Stertz lädt sie ein, indem sie ihnen Sitzkissen hinlegt. Sie werden keinen Rosmarinreis mit den Händen essen oder vegane Suppe aus Gläsern trinken. Mani wird weiterhin in seiner Wanne baden, Movarid K wird erst malen und sich später hinter das Lichtpult begeben und Kaseki wird weiter performen. Sie liegt auf dem Rücken und schiebt sich ungeachtet der Kerzen und der heißen Töpfe über die Festtafel. Besucher*innen räumen Beeren, Tomaten, Teller weg. Kaum ist sie verschwunden, wird weitergegessen, als wäre sie niemals dagewesen. Ein erschreckender Moment, der zeigt, wie unsere Gesellschaft heutzutage funktioniert. Kaseki, die sich zuvor wie eine Tote mit Pergamentpapier zudecken ließ und sich zu einem anderen Zeitpunkt mit Hand und Fuß eines Skelettes wie auf Krücken fortbewegte, erscheint wie ein Geist aus dem Reich der Toten. Doch wir achten sie nur in dem Moment, in dem sie erscheint. Danach erfasst uns der Alltag wieder. Es sind starke Bilder, die Kaseki an dem Abend kreiert.

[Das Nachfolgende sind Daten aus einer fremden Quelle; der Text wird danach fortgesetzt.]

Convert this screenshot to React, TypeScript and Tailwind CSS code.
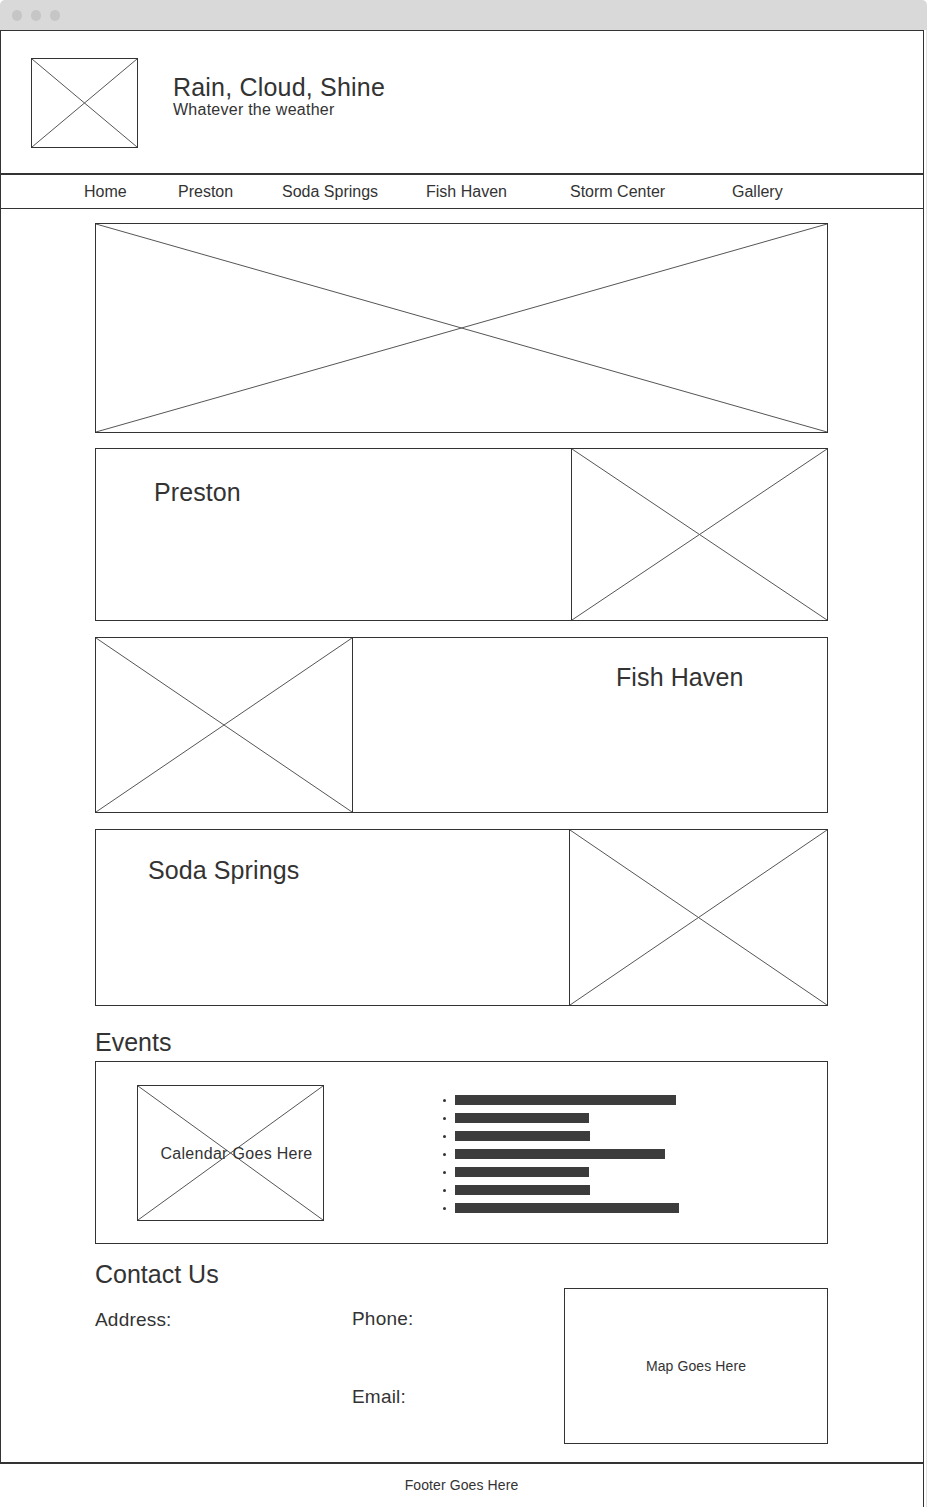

Es ist schwierig aus all den Einzeleindrücken ein großes Ganzes zusammenzusetzen. An jedem Tag wird fortlaufend mit dem Raum gearbeitet, wie er am Tag zuvor verlassen wurde. Die Art der Interaktion der Performer*innen untereinander ist sehr unterschiedlich. Lisa Stertz schafft Rahmenbedingungen mit denen Kaseki arbeitet. Am ersten Tag erschafft sie einen runden Erdkreis, auf dem rohes Gemüse und Kerzen wie Opfergaben liegen und lässt sich von Yuko Kaseki begraben, am zweiten Tag nutzt Kaseki das Bild, um damit zu arbeiten. Durch diese versteckte Zusammenarbeit verbinden die beiden Performerinnen beide Tage. Kaseki hingegen setzt beim Publikum wie auch bei ihren Mitstreiter*innen auf Aktion und Reaktion. Morvarid K schafft durch ihre Malerei ein kreatives Umfeld und Sajan Mani bewegt sich in ihm. „E-rase M E-go“ schafft wenige, aber sehr intensive Gänsehautmomente, die noch viel zu stark von den Persönlichkeiten der einzelnen Performer*innen geprägt sind. Anstatt miteinander zu arbeiten, arbeiten sie meist aneinander vorbei und verpassen so die Chance, etwas ganz Großes zu erschaffen.